Performance was measured against collections of triples, where each triple consisted of a test article, an article relevant to the test article, and an article less relevant to the test article. While not explicitly stated, it is reasonable to assume that the accuracy is then taken to be the rate at which similarity according to the model coincides with relevance, i.e. the rate at which the model says that the relevant article is more similar than the less relevant article to the test article. Different sets of triples were considered, the graph below shows performance of the different methods relative to a set of 172 Wikipedia triples that the authors built by hand (these remain unreleased at the time of writing).

It is curious that, with the exception of the averaged word embeddings, the accuracy does not seem to saturate as the dimension increases for any of the methods. However, as each data point is the accuracy of a single training (confirmed by correspondence), this is likely nothing more than the variability inherent to each method. It might suggest, for example, that the paragraph vectors method has a tendency to get stuck in local minima. This instability in paragraph vector is not apparent, however, when tested on the triples that are automatically generated from Wikipedia (Figure 5). In this latter case, there are many more triples.

Performance on the arXiv is even more curious: accuracy decreases markedly as the dimension increases!

Implementations

I am not sure there are any publicly available implementations of this modified paragraph vectors method. According to Dai, the implementation of the authors uses Google proprietary code and is unlikely to be released. However it should be simple to modify the word2vec code to train the paragraph vectors, though some extra code will need to be written to infer paragraph vectors after training has finished.

I believe that the gensim implementation provides only the unmodified version of PV-DBOW, not the one considered in this paper.

Comments

It is interesting that the paragraph vector is chosen so as to best predict the constituent words, i.e. it is inferred.
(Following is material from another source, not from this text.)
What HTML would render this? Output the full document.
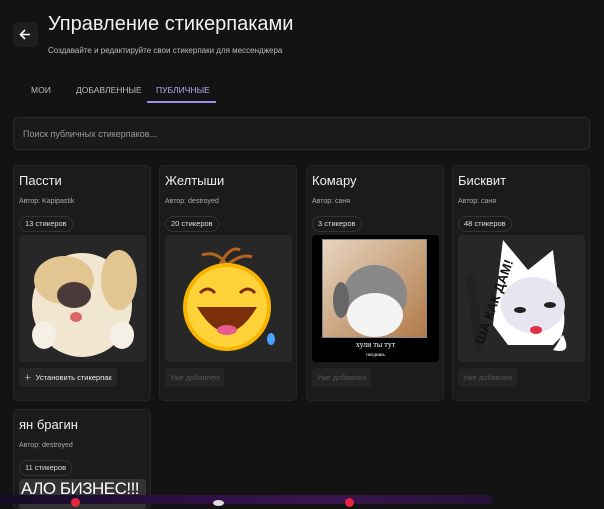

This is a much better approach from the point of view of word sense disambiguation than obtaining the paragraph vector as a linear image of an average of the word vectors (NMF vs PCA, in their dimension reductions on bag of words, is another example of this difference).

Thanks to Andrew Dai and Adriaan Schakel for answering questions!

Questions

Is there is an implementation available in GenSim? (see e.g. this tutorial).
(Tangent) What is the motivation (probabilistic meaning) for the Hellinger distance?